Before long, elevator "E" arrived, and I boarded the elevator eager to be about my business on the tenth floor and then to beat as hasty a retreat as possible from the building with these conveyors of denigration. Upon entering the lift, I met with a second surprise, this one even more nauseating: The console with all the buttons I was used to pushing, the one into which I had absently poked commands times before, had been covered by a metallic box. They didn't just remove the console and replace it with something useful like a mirror, or at least made the area blend in with the rest of the wall. No, they slapped on a large, obnoxious, unavoidable protrusion about the size and shape of a large Fed Ex box. There it hung, bolted there as if to mock me, as if to say, "oh, the buttons are still here. They haven't been removed; they're now within my shiny gold plated confines, safe and sound. But they're not for you, nondescript, unimportant person. We command your destiny now. Content yourself that we are taking you to your destination, and worry yourself not with the details." A small key lock toward the bottom of the box, it too seemingly placed prominently, as if to taunt me, served as a rueful reminder that somewhere within the building, at that very moment, some BIG SHOT with the key could have accessed those buttons if he wanted to. Oh, yes. He could.

I arrived on the tenth floor and realized that I had really wanted the eleventh floor.

After an abbreviated reenactment of the humiliating ritual I was on floor eleven. At least I'm still allowed to open the frigging office door, I thought, as I entered the foreordained suite. I picked up the documents for which I had come, and I couldn't help asking one of the young ladies in the office what she thought of the new elevator system. Much like myself, she despised them. She couldn't say for certain whether the cars came or went faster or not, she (like I) simply knew she hated the assigned rides.

I walked back to the bank of elevators and obediently typed the ground floor as my destination in the console. One other fellow waited in front of our assigned door. I also asked him for his impression.

"They work okay," he said, "when everybody does what they're supposed to."

When everybody does what they're supposed to. When nobody hops on an elevator they didn't request, or gets off at a floor they didn't name as their destination. When nobody demonstrates an iota of free will, but instead docilely shuffles in and out of his or her preassigned cattle car.

There's no other way to put it: these elevators piss me off. I mean, I realize that whether I punch a destination into a console in the lobby or once ensconced in the car itself, it is I who pushes the button and who determines his end point. And 99 times out of 100, I am not going to veer from the course charted, by me, at the beginning of my ride: If I type 10th floor, I (usually) want to go to the 10th floor. But that little loss of liberty, illusory or otherwise (hey, what if I suddenly and randomly decide that I want to get off at the 7th floor as I'm halfway to 10?) is an irritable bridge too far. Am I never going to ride those elevators again? Hardly. But they piss me off, just the same. Am I going to do anything about it?
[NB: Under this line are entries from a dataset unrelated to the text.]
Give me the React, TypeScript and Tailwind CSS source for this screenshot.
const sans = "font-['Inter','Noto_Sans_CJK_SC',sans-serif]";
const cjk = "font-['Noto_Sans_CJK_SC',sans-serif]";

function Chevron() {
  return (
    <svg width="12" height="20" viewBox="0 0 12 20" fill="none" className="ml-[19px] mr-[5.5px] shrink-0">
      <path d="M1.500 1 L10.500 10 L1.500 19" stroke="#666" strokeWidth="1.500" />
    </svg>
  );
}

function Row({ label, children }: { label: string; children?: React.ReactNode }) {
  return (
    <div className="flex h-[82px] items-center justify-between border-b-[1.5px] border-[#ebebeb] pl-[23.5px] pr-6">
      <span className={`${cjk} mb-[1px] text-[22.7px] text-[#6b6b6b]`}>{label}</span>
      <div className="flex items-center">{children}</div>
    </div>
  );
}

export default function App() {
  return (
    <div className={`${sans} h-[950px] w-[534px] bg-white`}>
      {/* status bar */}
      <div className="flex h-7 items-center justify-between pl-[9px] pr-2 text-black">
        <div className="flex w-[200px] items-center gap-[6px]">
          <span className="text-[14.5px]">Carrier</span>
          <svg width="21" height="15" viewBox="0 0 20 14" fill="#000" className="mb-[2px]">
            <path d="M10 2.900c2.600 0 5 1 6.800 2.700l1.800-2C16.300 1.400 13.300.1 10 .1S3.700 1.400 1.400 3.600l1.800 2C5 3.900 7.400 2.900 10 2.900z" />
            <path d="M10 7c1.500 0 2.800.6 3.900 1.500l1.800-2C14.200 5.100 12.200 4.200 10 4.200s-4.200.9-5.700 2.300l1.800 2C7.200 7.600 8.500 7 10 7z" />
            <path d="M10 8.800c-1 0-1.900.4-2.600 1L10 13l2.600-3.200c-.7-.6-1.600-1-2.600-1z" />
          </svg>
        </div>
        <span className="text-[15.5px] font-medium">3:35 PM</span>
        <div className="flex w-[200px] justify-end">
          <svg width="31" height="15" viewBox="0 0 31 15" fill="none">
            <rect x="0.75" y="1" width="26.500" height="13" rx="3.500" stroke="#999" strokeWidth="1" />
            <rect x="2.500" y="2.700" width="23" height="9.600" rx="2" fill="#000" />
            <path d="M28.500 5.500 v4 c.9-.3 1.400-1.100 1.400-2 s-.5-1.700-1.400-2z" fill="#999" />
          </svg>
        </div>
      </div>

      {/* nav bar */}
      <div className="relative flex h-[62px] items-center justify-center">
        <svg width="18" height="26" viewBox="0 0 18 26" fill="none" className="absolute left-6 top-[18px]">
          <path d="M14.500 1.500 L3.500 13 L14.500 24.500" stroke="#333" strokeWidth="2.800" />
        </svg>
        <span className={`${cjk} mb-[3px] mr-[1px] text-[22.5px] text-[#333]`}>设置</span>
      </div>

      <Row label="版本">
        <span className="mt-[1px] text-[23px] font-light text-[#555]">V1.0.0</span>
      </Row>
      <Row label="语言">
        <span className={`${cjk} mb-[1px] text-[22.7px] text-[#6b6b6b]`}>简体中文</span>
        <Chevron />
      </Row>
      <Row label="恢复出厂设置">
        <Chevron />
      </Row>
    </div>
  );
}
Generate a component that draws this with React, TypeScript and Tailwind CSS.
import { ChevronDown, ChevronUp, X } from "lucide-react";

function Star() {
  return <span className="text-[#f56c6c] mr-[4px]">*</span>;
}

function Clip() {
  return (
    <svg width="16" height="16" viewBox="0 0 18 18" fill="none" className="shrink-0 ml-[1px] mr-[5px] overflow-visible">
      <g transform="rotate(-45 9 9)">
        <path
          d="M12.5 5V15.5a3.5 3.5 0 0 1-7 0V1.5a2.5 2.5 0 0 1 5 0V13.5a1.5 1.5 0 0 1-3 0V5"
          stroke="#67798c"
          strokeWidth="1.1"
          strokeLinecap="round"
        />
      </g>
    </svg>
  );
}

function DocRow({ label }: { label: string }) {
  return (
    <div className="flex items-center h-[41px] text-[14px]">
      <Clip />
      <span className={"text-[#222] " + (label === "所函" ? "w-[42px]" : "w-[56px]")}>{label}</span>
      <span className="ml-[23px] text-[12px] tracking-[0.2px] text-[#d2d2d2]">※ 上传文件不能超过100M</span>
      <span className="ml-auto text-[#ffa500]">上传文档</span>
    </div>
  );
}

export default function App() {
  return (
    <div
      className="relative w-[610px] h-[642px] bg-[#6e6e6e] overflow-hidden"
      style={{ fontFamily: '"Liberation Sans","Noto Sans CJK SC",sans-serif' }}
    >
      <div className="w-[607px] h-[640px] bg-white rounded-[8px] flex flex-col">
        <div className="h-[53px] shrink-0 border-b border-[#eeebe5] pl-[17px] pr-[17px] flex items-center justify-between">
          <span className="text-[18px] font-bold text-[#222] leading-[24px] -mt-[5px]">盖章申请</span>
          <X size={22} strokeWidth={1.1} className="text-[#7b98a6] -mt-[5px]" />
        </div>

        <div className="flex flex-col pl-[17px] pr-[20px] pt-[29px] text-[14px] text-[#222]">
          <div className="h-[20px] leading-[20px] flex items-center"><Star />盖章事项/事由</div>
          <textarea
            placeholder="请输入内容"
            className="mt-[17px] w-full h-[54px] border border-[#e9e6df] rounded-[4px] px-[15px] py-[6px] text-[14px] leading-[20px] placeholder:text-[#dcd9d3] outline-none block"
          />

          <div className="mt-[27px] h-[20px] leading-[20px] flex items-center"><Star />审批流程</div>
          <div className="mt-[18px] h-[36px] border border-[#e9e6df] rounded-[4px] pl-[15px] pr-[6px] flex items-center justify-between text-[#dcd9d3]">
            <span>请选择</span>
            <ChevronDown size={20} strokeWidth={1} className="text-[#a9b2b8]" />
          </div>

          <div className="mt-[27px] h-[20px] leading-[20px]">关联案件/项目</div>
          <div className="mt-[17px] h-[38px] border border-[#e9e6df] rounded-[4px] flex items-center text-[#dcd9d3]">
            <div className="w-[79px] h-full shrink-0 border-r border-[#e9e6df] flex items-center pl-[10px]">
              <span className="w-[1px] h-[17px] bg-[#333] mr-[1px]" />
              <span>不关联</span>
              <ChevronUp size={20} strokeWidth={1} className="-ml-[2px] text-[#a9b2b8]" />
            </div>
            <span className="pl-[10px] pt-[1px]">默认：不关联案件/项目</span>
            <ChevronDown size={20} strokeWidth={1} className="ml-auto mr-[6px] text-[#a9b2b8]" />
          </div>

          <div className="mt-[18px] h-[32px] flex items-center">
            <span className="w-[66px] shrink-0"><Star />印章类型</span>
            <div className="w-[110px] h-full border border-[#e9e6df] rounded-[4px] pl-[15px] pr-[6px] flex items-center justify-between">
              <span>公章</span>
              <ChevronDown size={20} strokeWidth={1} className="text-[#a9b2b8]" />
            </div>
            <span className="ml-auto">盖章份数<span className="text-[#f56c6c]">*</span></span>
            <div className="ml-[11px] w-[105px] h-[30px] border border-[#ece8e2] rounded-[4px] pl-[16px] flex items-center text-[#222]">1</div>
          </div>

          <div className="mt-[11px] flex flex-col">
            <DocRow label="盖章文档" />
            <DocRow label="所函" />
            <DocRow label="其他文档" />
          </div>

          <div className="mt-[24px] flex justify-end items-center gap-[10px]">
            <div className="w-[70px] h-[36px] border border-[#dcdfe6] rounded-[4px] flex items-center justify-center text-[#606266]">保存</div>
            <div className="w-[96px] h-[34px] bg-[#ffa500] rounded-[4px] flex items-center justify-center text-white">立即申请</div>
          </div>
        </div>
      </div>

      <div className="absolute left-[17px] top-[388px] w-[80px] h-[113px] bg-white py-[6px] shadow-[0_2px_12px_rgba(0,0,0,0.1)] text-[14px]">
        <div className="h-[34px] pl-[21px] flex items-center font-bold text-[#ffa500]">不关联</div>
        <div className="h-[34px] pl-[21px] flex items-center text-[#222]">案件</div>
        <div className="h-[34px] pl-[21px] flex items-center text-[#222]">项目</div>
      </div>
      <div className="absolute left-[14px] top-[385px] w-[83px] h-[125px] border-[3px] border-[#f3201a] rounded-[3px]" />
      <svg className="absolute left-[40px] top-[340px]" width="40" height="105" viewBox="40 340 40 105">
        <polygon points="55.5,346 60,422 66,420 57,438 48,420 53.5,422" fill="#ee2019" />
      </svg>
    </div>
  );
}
No. That's the honest truth. As William F. Buckley pointed out in his magnum opus "Why Don't We Complain?"

we are all increasingly anxious in America to be unobtrusive, we are reluctant to make our voices heard, hesitant about claiming our right; we are afraid that our cause is unjust, or that if it is not unjust, that it is ambiguous; or if not even that, that it is too trivial to justify the horrors of a confrontation with Authority; we will sit in an oven or endure a racking headache before undertaking a head-on, I'm-here-to-tell-you complaint. That tendency to passive compliance, to a heedless endurance, is something to keep one's eyes on -- in sharp focus.
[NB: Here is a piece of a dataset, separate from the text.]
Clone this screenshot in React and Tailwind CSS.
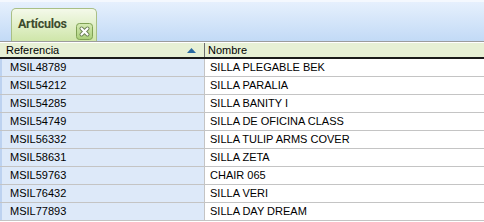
const rows = [
  ['MSIL48789', 'SILLA PLEGABLE BEK'],
  ['MSIL54212', 'SILLA PARALIA'],
  ['MSIL54285', 'SILLA BANITY I'],
  ['MSIL54749', 'SILLA DE OFICINA CLASS'],
  ['MSIL56332', 'SILLA TULIP ARMS COVER'],
  ['MSIL58631', 'SILLA ZETA'],
  ['MSIL59763', 'CHAIR 065'],
  ['MSIL76432', 'SILLA VERI'],
  ['MSIL77893', 'SILLA DAY DREAM'],
];

const CloseIcon = () => (
  <svg width="17" height="17" viewBox="0 0 17 17">
    <defs>
      <linearGradient id="cb" x1="0" y1="0" x2="0" y2="1">
        <stop offset="0" stopColor="#d6ebb4" />
        <stop offset="1" stopColor="#a9cf78" />
      </linearGradient>
    </defs>
    <rect x="0.5" y="0.5" width="16" height="16" rx="3" fill="url(#cb)" stroke="#7fa155" />
    <path d="M5.5 5.5 L11.5 11.5 M11.5 5.5 L5.5 11.5" stroke="#6b7f55" strokeWidth="4" strokeLinecap="round" />
    <path d="M5.5 5.5 L11.5 11.5 M11.5 5.5 L5.5 11.5" stroke="#ffffff" strokeWidth="2.2" strokeLinecap="round" />
  </svg>
);

export default function App() {
  return (
    <div className="w-[484px] h-[222px] overflow-hidden bg-white" style={{ fontFamily: '"Liberation Sans", Arial, sans-serif' }}>
      {/* Tab strip */}
      <div className="h-[42px] flex items-end pl-[11px] border-t-2 border-t-[#f4f8fe] bg-gradient-to-b from-[#e6f0fd] to-[#c2daf6] border-b border-b-[#9c9c9c]">
        <div className="w-[86px] h-[33px] flex items-start gap-[9px] pl-[6px] pt-[7px] rounded-t-[5px] border border-b-0 border-[#a9bf86] bg-gradient-to-b from-[#f4f9ea] to-[#cfe6a9]">
          <span className="text-[12.5px] leading-[16px] font-bold tracking-[-0.3px] text-[#3d4b2e] font-['Roboto',sans-serif]">Artículos</span>
          <span className="mt-[7px]"><CloseIcon /></span>
        </div>
      </div>

      {/* Header */}
      <div className="flex h-[17px] bg-[#e7f0d5] border-t border-t-white border-b-2 border-b-[#1a1a1a] text-[11px] text-black leading-[15px]">
        <div className="w-[205px] flex items-center justify-between pl-[6px] pr-[8px] border-r border-r-[#6e6e6e]">
          <span>Referencia</span>
          <svg width="9" height="5" viewBox="0 0 9 5"><path d="M0 5 L4.5 0 L9 5 Z" fill="#2a6aa1" /></svg>
        </div>
        <div className="pl-[3px] flex items-center">Nombre</div>
      </div>

      {/* Rows */}
      <div className="flex flex-col text-[11px] text-black">
        {rows.map(([ref, name]) => (
          <div key={ref} className="flex h-[18px] border-b border-b-[#c4c4c4]">
            <div className="w-[205px] flex items-center pl-[8px] bg-[#dde9f9] border-l-2 border-l-[#bdd2f0] border-r border-r-[#c4c4c4]">{ref}</div>
            <div className="flex-1 flex items-center pl-[5px]">{name}</div>
          </div>
        ))}
      </div>
    </div>
  );
}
I think the observable reluctance of the majority of Americans to assert themselves in minor matters is related to our increased sense of helplessness in an age of technology and centralized political and economic power. For generations, Americans who were too hot, or too cold, got up and did something about it. Now we call the plumber, or the electrician, or the furnace man. The habit of looking after our own needs obviously had something to do with the assertiveness that characterized the American family familiar to readers of American literature. With the technification of life goes our direct responsibility for our material environment, and we are conditioned to adopt a position of helplessness not only as regards the broken air conditioner, but as regards the over-heated train. It takes an expert to fix the former, but not the latter; yet these distinctions, as we withdraw into helplessness, tend to fade away.


And I, I'm afraid to say, am very much a creature of the times. I will not shake my tiny fist at the building management/politburo that inflicted this insulting, demeaning elevator system upon the tenants--who keep the management/politburo in BUSINESS, for crying out loud-- and visitors of the building. Irrespective of whether bitching about it would lead to any change or not. Americans don't bitch for the sake of bitching anymore, at least not those of us who are too busy working and getting on with our lives to take the time. (People denied their Popeye's Chicken are another matter).
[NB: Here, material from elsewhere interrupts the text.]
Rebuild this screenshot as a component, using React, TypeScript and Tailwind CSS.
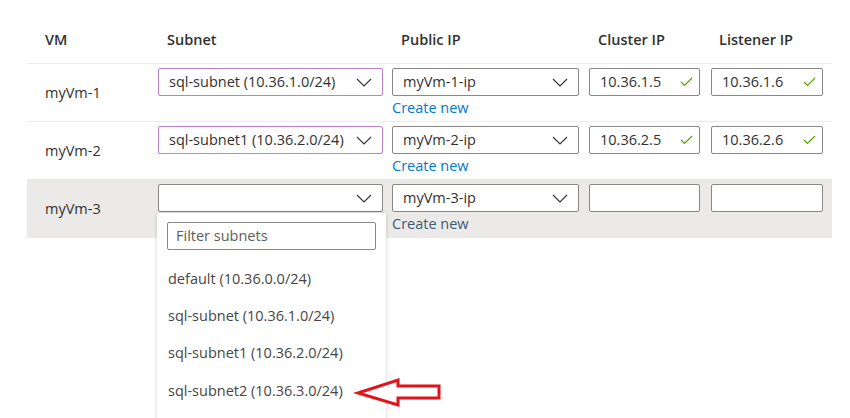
import React from "react";

const rows = [
  { vm: "myVm-1", subnet: "sql-subnet (10.36.1.0/24)", ip: "myVm-1-ip", cluster: "10.36.1.5", listener: "10.36.1.6" },
  { vm: "myVm-2", subnet: "sql-subnet1 (10.36.2.0/24)", ip: "myVm-2-ip", cluster: "10.36.2.5", listener: "10.36.2.6" },
  { vm: "myVm-3", subnet: "", ip: "myVm-3-ip", cluster: "", listener: "" },
];

const subnets = [
  "default (10.36.0.0/24)",
  "sql-subnet (10.36.1.0/24)",
  "sql-subnet1 (10.36.2.0/24)",
  "sql-subnet2 (10.36.3.0/24)",
];

function Chevron() {
  return (
    <svg width="16" height="9" viewBox="0 0 16 9" className="shrink-0">
      <path d="M1 1 L8 8 L15 1" fill="none" stroke="#323130" strokeWidth="1.1" />
    </svg>
  );
}

function Check() {
  return (
    <svg width="13" height="10" viewBox="0 0 13 10" className="shrink-0">
      <path d="M1 5 L4.5 8.5 L12 1" fill="none" stroke="#57a300" strokeWidth="1.2" />
    </svg>
  );
}

function Select({ value, focused, width }: { value: string; focused?: boolean; width: string }) {
  return (
    <div
      className={`${width} h-[28px] flex items-center justify-between pl-[10px] pr-[10px] bg-white border rounded-[2px] ${
        focused ? "border-[#b982cc]" : "border-[#8a8886]"
      }`}
    >
      <span className="truncate">{value}</span>
      <Chevron />
    </div>
  );
}

function IpInput({ value, width }: { value: string; width: string }) {
  return (
    <div className={`${width} h-[28px] flex items-center justify-between pl-[10px] pr-[6px] bg-white border border-[#8a8886] rounded-[2px]`}>
      <span>{value}</span>
      {value && <Check />}
    </div>
  );
}

export default function App() {
  return (
    <div
      className="relative w-[850px] h-[418px] overflow-hidden bg-white text-[14.5px] text-[#323130]"
      style={{ fontFamily: '"Open Sans", "Noto Sans", sans-serif' }}
    >
      <div className="ml-[27px] w-[805px]">
        {/* header */}
        <div className="flex h-[64px] items-end pb-[12px] font-semibold border-b border-[#edebe9]">
          <div className="w-[131px] pl-[18px]">VM</div>
          <div className="w-[234px] pl-[9px]">Subnet</div>
          <div className="w-[197px] pl-[9px]">Public IP</div>
          <div className="w-[122px] pl-[9px]">Cluster IP</div>
          <div className="w-[111px] pl-[8px]">Listener IP</div>
        </div>

        {rows.map((r, i) => (
          <div
            key={r.vm}
            className={`flex h-[58px] pt-[4px] ${i < 2 ? "border-b border-[#edebe9]" : "bg-[#ebeae9]"}`}
          >
            <div className="w-[131px] pl-[18px] pt-[14px]">{r.vm}</div>
            <div className="w-[234px] relative">
              <Select value={r.subnet} focused={i < 2} width="w-[225px]" />
              {i === 2 && (
                <div className="absolute left-[-1px] top-[29px] w-[229px] h-[220px] bg-white shadow-[0_0_4px_rgba(0,0,0,0.18)] z-10 px-[10px] pt-[9px]">
                  <div className="h-[28px] border border-[#8a8886] rounded-[2px] flex items-center pl-[8px] text-[#605e5c]">
                    Filter subnets
                  </div>
                  <div className="flex flex-col pt-[10px] text-[#484644]">
                    {subnets.map((s) => (
                      <div key={s} className="h-[37.3px] flex items-center pl-[1px]">
                        {s}
                      </div>
                    ))}
                  </div>
                </div>
              )}
            </div>
            <div className="w-[197px] flex flex-col">
              <Select value={r.ip} width="w-[187px]" />
              <a className={`mt-[1px] ${i === 2 ? "text-[#3d5a76]" : "text-[#0078d4]"}`}>Create new</a>
            </div>
            <div className="w-[122px]">
              <IpInput value={r.cluster} width="w-[111px]" />
            </div>
            <div className="w-[111px]">
              <IpInput value={r.listener} width="w-[112px]" />
            </div>
          </div>
        ))}
      </div>

      {/* annotation arrow */}
      <svg className="absolute left-[350px] top-[372px] z-20" width="100" height="40" viewBox="350 372 100 40">
        <polygon
          points="358,393 398,380 398,386 439,386 439,398 398,398 398,405"
          fill="white"
          stroke="#e3131b"
          strokeWidth="3"
          strokeLinejoin="miter"
        />
      </svg>
    </div>
  );
}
And this trend is disturbing to say the least. We're used to getting screwed, and we just don't get that bothered about it anymore. For example: A friend of mine told me that a surefire way to kill Obama's "public option" health care bill would be to draw attention to the fact that the politicians won't have to take this plan for themselves. My response: Are you kidding? We know they're going to carve a sweeter deal for themselves. We know there are two sets of rules. That doesn't even phase us anymore.

I am heartened, however, that we as a people are demonstrating that there is a length to wish you can no longer push us without us swinging back. People are not sitting still and allowing the liberals in Washington to take our health care away. We murmured at the bank bailouts. We snapped a bit at porkulus. We started to shout after Cap and Tax and now that they've come for our health care, we are shaking the rafters with our voices. It took a while to wake us up, but we appear to be awake. For now.

Compared to that, an annoying elevator system is obviously small potatoes. But it's not minuscule potatoes, if we're going to allow 10,000 microscopic little encroachments to back us, over time, into an ever shrinking corral. I would rather be a nation that sends back our steak if it's overcooked rather than one that gradually relinquishes its freedom for the sake of politeness. Come to think of it, I think I will bitch about those elevators.